The NYPD’s use of excessive force "likely escalated tensions" during George Floyd protests across the city, according to a newly published report by NYC's inspector general.

The 111-page document states the city's police department "lacked a clearly defined strategy tailored to respond to the large scale protests" sparked by the series of 2020 police killings of unarmed Black people. The probe was authorized by Mayor Bill de Blasio back in May, after countless social media videos showed officers using excessive crowd tactics on demonstrators. Footage showed police hitting, shoving, and tackling civilians, as well as spraying them with chemical irritants. On multiple occasions, officers were also filmed driving their police vehicles through crowds during Black Lives Matter protests.
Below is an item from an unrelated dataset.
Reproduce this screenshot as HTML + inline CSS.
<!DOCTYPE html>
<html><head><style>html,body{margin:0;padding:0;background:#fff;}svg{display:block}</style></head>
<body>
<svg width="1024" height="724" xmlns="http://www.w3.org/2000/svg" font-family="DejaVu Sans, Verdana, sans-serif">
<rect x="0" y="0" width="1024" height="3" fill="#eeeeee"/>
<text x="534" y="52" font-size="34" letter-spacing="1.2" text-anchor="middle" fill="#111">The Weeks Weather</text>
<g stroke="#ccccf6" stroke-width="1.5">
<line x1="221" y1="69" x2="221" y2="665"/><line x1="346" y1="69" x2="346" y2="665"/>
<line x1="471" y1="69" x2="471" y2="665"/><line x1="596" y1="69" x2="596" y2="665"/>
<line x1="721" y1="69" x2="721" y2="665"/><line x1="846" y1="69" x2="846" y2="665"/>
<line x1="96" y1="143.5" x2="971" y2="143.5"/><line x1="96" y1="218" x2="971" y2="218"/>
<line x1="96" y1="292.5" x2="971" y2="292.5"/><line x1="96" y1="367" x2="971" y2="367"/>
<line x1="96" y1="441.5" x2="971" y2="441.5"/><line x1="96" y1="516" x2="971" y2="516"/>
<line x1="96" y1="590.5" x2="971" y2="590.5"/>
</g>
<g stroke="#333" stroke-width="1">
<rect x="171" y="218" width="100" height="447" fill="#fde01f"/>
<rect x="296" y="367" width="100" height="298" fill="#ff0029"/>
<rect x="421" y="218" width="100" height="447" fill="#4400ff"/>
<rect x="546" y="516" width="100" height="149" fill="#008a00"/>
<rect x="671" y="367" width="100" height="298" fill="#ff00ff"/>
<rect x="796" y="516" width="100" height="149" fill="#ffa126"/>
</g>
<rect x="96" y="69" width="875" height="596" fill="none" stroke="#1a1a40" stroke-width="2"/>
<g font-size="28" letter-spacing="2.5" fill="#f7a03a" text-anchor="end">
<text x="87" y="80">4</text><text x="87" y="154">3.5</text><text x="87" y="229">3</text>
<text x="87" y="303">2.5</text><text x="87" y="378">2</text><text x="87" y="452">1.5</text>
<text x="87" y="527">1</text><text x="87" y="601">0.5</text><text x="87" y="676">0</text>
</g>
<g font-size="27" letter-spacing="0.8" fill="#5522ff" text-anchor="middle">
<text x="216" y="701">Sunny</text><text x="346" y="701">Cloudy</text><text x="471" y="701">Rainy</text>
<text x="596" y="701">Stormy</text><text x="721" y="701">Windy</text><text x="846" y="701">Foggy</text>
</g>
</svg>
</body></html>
Per the Department of Investigation's report:

NYPD’s use of force on protesters—encirclement (commonly called “kettling”), mass arrests, baton and pepper spray use, and other tactics—reflected a failure to calibrate an appropriate balance between valid public safety or officer safety interests and the rights of protesters to assemble and express their views. The inconsistent application of the curfew similarly generated legitimate public concerns about selective enforcement.

Though the report states the majority of the demonstrations were peaceful, the number of violent confrontations between police and civilians was due to several factors. The document points out that the NYPD was understaffed at the time BLM protests began sweeping the city and determined many of the officers who were deployed to the protests lacked sufficient training on how to properly handle large demonstrations and employ de-escalation tactics. 
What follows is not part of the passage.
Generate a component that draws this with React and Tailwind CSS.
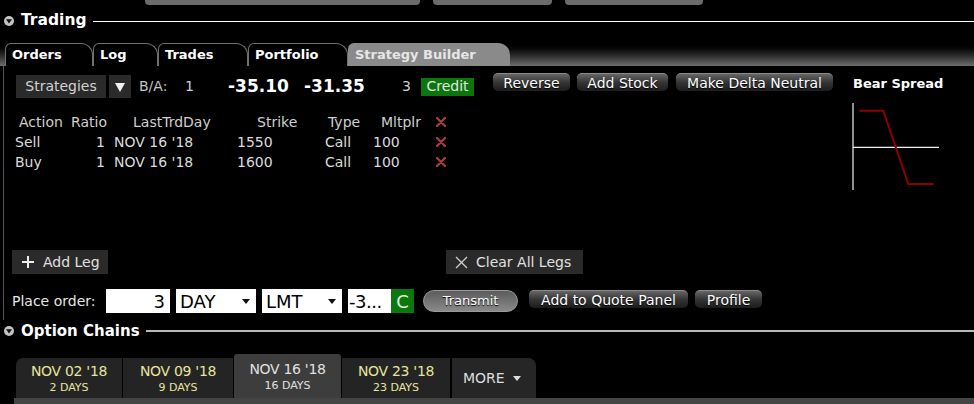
import React from 'react'

const Disclosure = () => (
    <svg width="10" height="10" viewBox="0 0 10 10" className="shrink-0">
        <circle cx="5" cy="5" r="5" fill="#c4c4c4" />
        <path d="M2 3.3 L8 3.3 L5 7.6 Z" fill="#111" />
    </svg>
)

const SectionHeader = ({ title, titleSize, lineClass }) => (
    <div className="flex items-center h-[22px] pl-[4px]">
        <Disclosure />
        <span className={`ml-[7px] font-bold text-white leading-none ${titleSize}`}>{title}</span>
        <div className={`flex-1 ml-[6px] ${lineClass}`} />
    </div>
)

const GlossButton = ({ label, className }) => (
    <div className={`h-[18px] rounded-[5px] border-t border-[#8a8a8a] bg-linear-to-b from-[#666] via-[#353535] to-[#1c1c1c] flex items-center justify-center text-[14px] leading-none text-white [text-shadow:0_1px_1px_#000] ${className}`}>
        {label}
    </div>
)

const RedX = () => (
    <svg width="10" height="10" viewBox="0 0 10 10">
        <path d="M1 1 L9 9 M9 1 L1 9" stroke="#a43e3e" strokeWidth="2.4" strokeLinecap="round" />
    </svg>
)

const SelectArrow = () => (
    <svg width="8" height="5" viewBox="0 0 8 5" className="ml-auto mr-[6px]">
        <path d="M0 0 L8 0 L4 5 Z" fill="#111" />
    </svg>
)

const tabs = [
    { label: 'Orders', w: 'w-[88px]' },
    { label: 'Log', w: 'w-[65px]' },
    { label: 'Trades', w: 'w-[90px]' },
    { label: 'Portfolio', w: 'w-[100px]' },
]

const legs = [
    { action: 'Sell', strike: '1550' },
    { action: 'Buy', strike: '1600' },
]

const chains = [
    { date: "NOV 02 '18", days: '2 DAYS', w: 'w-[106px]', round: 'rounded-tl-[7px]' },
    { date: "NOV 09 '18", days: '9 DAYS', w: 'w-[110px]', round: '' },
    { date: "NOV 16 '18", days: '16 DAYS', w: 'w-[107px]', round: 'rounded-t-[3px]', active: true },
    { date: "NOV 23 '18", days: '23 DAYS', w: 'w-[108px]', round: '' },
]

export default function App() {
    return (
        <div className="w-[974px] h-[404px] bg-black overflow-hidden text-white font-['DejaVu_Sans',sans-serif]">
            {/* stubs of the toolbar above */}
            <div className="flex h-[5px] pl-[145px] gap-[13px]">
                <div className="w-[275px] bg-[#6b6b6b] rounded-b-[4px]" />
                <div className="w-[119px] bg-[#6b6b6b] rounded-b-[4px]" />
                <div className="w-[138px] bg-[#6b6b6b] rounded-b-[4px]" />
            </div>

            <div className="mt-[5px]">
                <SectionHeader title="Trading" titleSize="text-[15.5px]" lineClass="h-px bg-white" />
            </div>

            {/* Tab strip */}
            <div className="mt-[9px] h-[25px] flex items-end pl-[5px] bg-linear-to-b from-black from-[8%] to-[#6e6e6e]">
                {tabs.map((t) => (
                    <div
                        key={t.label}
                        className={`${t.w} h-[23px] bg-black border-t border-l border-r border-[#707070] rounded-tl-[6px] rounded-tr-[12px] pl-[6px] flex items-center text-[13px] font-bold text-white`}
                    >
                        {t.label}
                    </div>
                ))}
                <div className="w-[162px] h-[23px] bg-[#8a8a8a] rounded-tl-[6px] rounded-tr-[12px] pl-[7px] flex items-center text-[13px] font-bold text-[#e6e6e6]">
                    Strategy Builder
                </div>
            </div>

            {/* Strategy builder body */}
            <div className="h-[254px] flex ml-[3px] border-l border-[#555]">
                <div className="w-[846px] flex flex-col">
                    {/* top row */}
                    <div className="mt-[7px] h-[25px] flex items-center text-[14px]">
                        <div className="ml-[12px] w-[90px] h-[23px] self-end bg-[#2a2a2a] flex items-center justify-center text-[#d2d2d2]">Strategies</div>
                        <div className="ml-[3px] w-[22px] h-[23px] self-end bg-[#2a2a2a] flex items-center justify-center">
                            <svg width="10" height="10" viewBox="0 0 10 10"><path d="M0 1 L10 1 L5 10 Z" fill="#f0f0f0" /></svg>
                        </div>
                        <span className="ml-[8px] w-[46px] text-[#c4c4c4] mt-[2px]">B/A:</span>
                        <span className="w-[43px] text-[#d0d0d0] mt-[2px]">1</span>
                        <span className="w-[76px] text-[17px] font-bold mt-[2px]">-35.10</span>
                        <span className="w-[98px] text-[17px] font-bold mt-[2px]">-31.35</span>
                        <span className="w-[19px] text-[#d0d0d0] mt-[2px]">3</span>
                        <div className="w-[53px] h-[18px] mt-[2px] bg-[#0b760b] flex items-center justify-center text-[#e4e4e4]">Credit</div>
                        <GlossButton label="Reverse" className="ml-[19px] w-[77px] self-start" />
                        <GlossButton label="Add Stock" className="ml-[7px] w-[91px] self-start" />
                        <GlossButton label="Make Delta Neutral" className="ml-[8px] w-[157px] self-start" />
                    </div>

                    {/* legs table */}
                    <div className="mt-[14px] text-[14px] text-[#dcdcdc]">
                        <div className="h-[20px] flex items-center pl-[15px] text-[#cfcfcf]">
                            <span className="w-[52px]">Action</span>
                            <span className="w-[62px]">Ratio</span>
                            <span className="w-[124px]">LastTrdDay</span>
                            <span className="w-[71px]">Strike</span>
                            <span className="w-[53px]">Type</span>
                            <span className="w-[55px]">Mltplr</span>
                            <RedX />
                        </div>
                        {legs.map((l) => (
                            <div key={l.action} className="h-[20px] flex items-center pl-[11px]">
                                <span className="w-[56px]">{l.action}</span>
                                <span className="w-[34px] text-right">1</span>
                                <span className="w-[132px] pl-[9px]">NOV 16 '18</span>
                                <span className="w-[88px]">{l.strike}</span>
                                <span className="w-[48px]">Call</span>
                                <span className="w-[63px]">100</span>
                                <RedX />
                            </div>
                        ))}
                    </div>

                    {/* add / clear legs */}
                    <div className="mt-[78px] h-[24px] flex text-[14px] text-[#e0e0e0]">
                        <div className="ml-[8px] w-[96px] bg-[#2a2a2a] flex items-center pl-[10px] gap-[9px]">
                            <svg width="12" height="12" viewBox="0 0 12 12"><path d="M6 0 V12 M0 6 H12" stroke="#eee" strokeWidth="2" /></svg>
                            Add Leg
                        </div>
                        <div className="ml-[338px] w-[137px] bg-[#2a2a2a] flex items-center pl-[9px] gap-[8px]">
                            <svg width="13" height="13" viewBox="0 0 13 13"><path d="M1 1 L12 12 M12 1 L1 12" stroke="#cfcfcf" strokeWidth="1.3" /></svg>
                            Clear All Legs
                        </div>
                    </div>

                    {/* place order */}
                    <div className="mt-[15px] h-[24px] flex items-center text-[14px]">
                        <span className="ml-[8px] w-[94px] text-[#e6e6e6]">Place order:</span>
                        <div className="w-[64px] h-[24px] bg-white text-black text-[18px] flex items-center justify-end pr-[5px]">3</div>
                        <div className="ml-[6px] w-[80px] h-[24px] bg-white text-black text-[18px] flex items-center pl-[4px]">DAY<SelectArrow /></div>
                        <div className="ml-[6px] w-[80px] h-[24px] bg-white text-black text-[18px] flex items-center pl-[4px]">LMT<SelectArrow /></div>
                        <div className="ml-[6px] w-[43px] h-[24px] bg-white text-black text-[18px] flex items-center pl-[1px] tracking-[-0.5px]">-3...</div>
                        <div className="w-[23px] h-[24px] bg-[#0a780a] text-[#e8e8e8] text-[18px] flex items-center justify-center">C</div>
                        <div className="ml-[9px] w-[95px] h-[22px] rounded-full border border-[#9a9a9a] bg-linear-to-b from-[#5c5c5c] to-[#8a8a8a] flex items-center justify-center text-[13px] text-white [text-shadow:0_1px_1px_#000]">
                            Transmit
                        </div>
                        <GlossButton label="Add to Quote Panel" className="ml-[11px] w-[159px] self-start mt-[1px]" />
                        <GlossButton label="Profile" className="ml-[7px] w-[67px] self-start mt-[1px]" />
                    </div>
                </div>

                {/* payoff chart */}
                <div className="flex-1 flex flex-col pt-[10px]">
                    <span className="pl-[3px] h-[16px] leading-[16px] text-[13px] font-bold text-white">Bear Spread</span>
                    <svg width="100" height="95" viewBox="0 0 100 95" className="mt-[8px]">
                        <path d="M3 3 V90" stroke="#f2f2f2" strokeWidth="1.2" />
                        <path d="M3 47.3 H89" stroke="#f2f2f2" strokeWidth="1.2" />
                        <polyline points="9.3,10.7 33.3,10.7 58.3,84 83.3,84" fill="none" stroke="#8c0000" strokeWidth="2" />
                    </svg>
                </div>
            </div>

            <SectionHeader title="Option Chains" titleSize="text-[15px]" lineClass="h-[2px] bg-[#b8b8b8]" />

            {/* expiry tabs */}
            <div className="h-[56px] flex items-end pl-[16px] gap-[1px]">
                {chains.map((c) => (
                    <div
                        key={c.date}
                        className={`${c.w} ${c.round} flex flex-col items-center justify-center pt-[2px] ${c.active ? 'h-[44px] bg-[#3d3d3d] text-[#e0e0e0]' : 'h-[40px] bg-[#242424] text-[#e8e49c]'}`}
                    >
                        <span className="text-[14px] leading-[17px] tracking-[-0.3px]">{c.date}</span>
                        <span className="text-[11px] leading-[15px]">{c.days}</span>
                    </div>
                ))}
                <div className="ml-[1px] w-[84px] h-[40px] bg-[#262626] rounded-tr-[8px] flex items-center pl-[11px] gap-[8px] text-[14px] text-[#dedede]">
                    MORE
                    <svg width="8" height="5" viewBox="0 0 8 5"><path d="M0 0 L8 0 L4 5 Z" fill="#dedede" /></svg>
                </div>
            </div>
            <div className="ml-[14px] h-[6px] bg-[#444]" />
        </div>
    )
}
Investigators say the NYPD's issue of excessive force is primarily due to the overlapping agencies that oversee the department. The document recommended the creation of a single independent agency that will handle "complaints from the public and recommend discipline of individual officers," as well as "conduct systemic reviews of NYPD policy and practices and make recommendations for reform."
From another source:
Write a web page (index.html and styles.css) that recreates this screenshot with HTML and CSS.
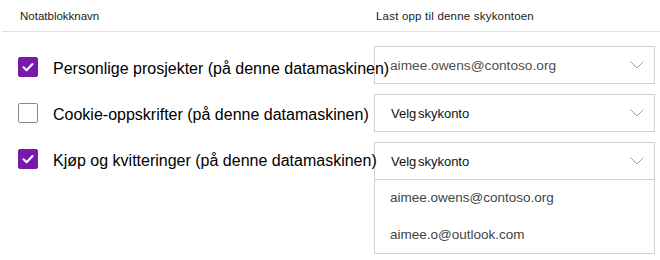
FILE: index.html
```html
<!DOCTYPE html>
<html lang="no">
<head>
<meta charset="utf-8">
<link rel="stylesheet" href="styles.css">
</head>
<body>
<div class="page">
  <div class="header">
    <div class="col-name">Notatblokknavn</div>
    <div class="col-account">Last opp til denne skykontoen</div>
  </div>
  <div class="body">
    <div class="names">
      <label class="row">
        <span class="check checked"><svg viewBox="0 0 20 20" width="20" height="20"><path d="M5.5 10.2 L8.6 13.2 L14.5 7" fill="none" stroke="#fff" stroke-width="2" stroke-linecap="round" stroke-linejoin="round"/></svg></span>
        <span class="label">Personlige prosjekter (på denne datamaskinen)</span>
      </label>
      <label class="row">
        <span class="check"></span>
        <span class="label">Cookie-oppskrifter (på denne datamaskinen)</span>
      </label>
      <label class="row">
        <span class="check checked"><svg viewBox="0 0 20 20" width="20" height="20"><path d="M5.5 10.2 L8.6 13.2 L14.5 7" fill="none" stroke="#fff" stroke-width="2" stroke-linecap="round" stroke-linejoin="round"/></svg></span>
        <span class="label">Kjøp og kvitteringer (på denne datamaskinen)</span>
      </label>
    </div>
    <div class="accounts">
      <div class="select">
        <div class="field">
          <span class="value email">aimee.owens@contoso.org</span>
          <svg class="chev" viewBox="0 0 14 8" width="14" height="8"><path d="M0.5 0.5 L7 7 L13.5 0.5" fill="none" stroke="#a0a0a0" stroke-width="1"/></svg>
        </div>
      </div>
      <div class="select">
        <div class="field">
          <span class="value placeholder">Velg skykonto</span>
          <svg class="chev" viewBox="0 0 14 8" width="14" height="8"><path d="M0.5 0.5 L7 7 L13.5 0.5" fill="none" stroke="#a0a0a0" stroke-width="1"/></svg>
        </div>
      </div>
      <div class="select open">
        <div class="field">
          <span class="value placeholder">Velg skykonto</span>
          <svg class="chev" viewBox="0 0 14 8" width="14" height="8"><path d="M0.5 0.5 L7 7 L13.5 0.5" fill="none" stroke="#a0a0a0" stroke-width="1"/></svg>
        </div>
        <ul class="options">
          <li>aimee.owens@contoso.org</li>
          <li>aimee.o@outlook.com</li>
        </ul>
      </div>
    </div>
  </div>
</div>
</body>
</html>
```
FILE: styles.css
```css
* { box-sizing: border-box; }
html, body { margin: 0; padding: 0; background: #fff; }
body {
  font-family: "Liberation Sans", Arial, sans-serif;
  color: #000;
  width: 660px;
  height: 260px;
  overflow: hidden;
}
.header {
  display: grid;
  grid-template-columns: 374px 286px;
  height: 32px;
  margin-left: 2px;
  border-bottom: 1px solid #e1e1e1;
  font-size: 11.5px;
  color: #1a1a1a;
  align-items: start;
  padding-top: 10px;
}
.header .col-name { padding-left: 18px; }
.header .col-account { padding-left: 0; letter-spacing: 0.2px; }
.body {
  display: grid;
  grid-template-columns: 374px 281px;
}
.names {
  display: flex;
  flex-direction: column;
  gap: 26px;
  padding-top: 25px;
  padding-left: 18px;
}
.row {
  display: flex;
  align-items: center;
  height: 20px;
  gap: 15px;
  white-space: nowrap;
}
.check {
  flex: none;
  width: 20px;
  height: 20px;
  border: 1px solid #8a8a8a;
  border-radius: 2px;
  background: #fff;
  display: flex;
}
.check.checked {
  border-color: #7719aa;
  background: #7719aa;
}
.check svg { margin: -1px; }
.label {
  font-size: 16px;
  line-height: 20px;
  position: relative;
  top: 2px;
}
.accounts {
  display: flex;
  flex-direction: column;
  gap: 10px;
  padding-top: 14px;
}
.select {
  border: 1px solid #d2d2d2;
  background: transparent;
}
.field {
  height: 36px;
  display: flex;
  align-items: center;
  justify-content: space-between;
  padding: 0 10px 0 16px;
}
.value { font-size: 14px; }
.email { font-size: 13.7px; color: #505050; margin-left: -1px; }
.placeholder { font-size: 13px; color: #111; word-spacing: -2px; }
.chev { margin-top: -1px; }
.options {
  list-style: none;
  margin: 0;
  padding: 0;
  border-top: 1px solid #d2d2d2;
}
.options li {
  height: 36.5px;
  line-height: 36px;
  padding-left: 15px;
  font-size: 13.5px;
  color: #444;
}
```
Mayor de Blasio responded to the report in a video posted on social media Friday morning. The Democratic lawmaker said he agreed with the report's assessment and expressed regret for not taking action sooner. 

"I look back with remorse. I wish I had done better," he said. "I want everyone to understand that. And I’m sorry I didn’t do better. And I’ve learned a lot of valuable lessons. And I want our police department to do better. And I’m going to insist upon that.”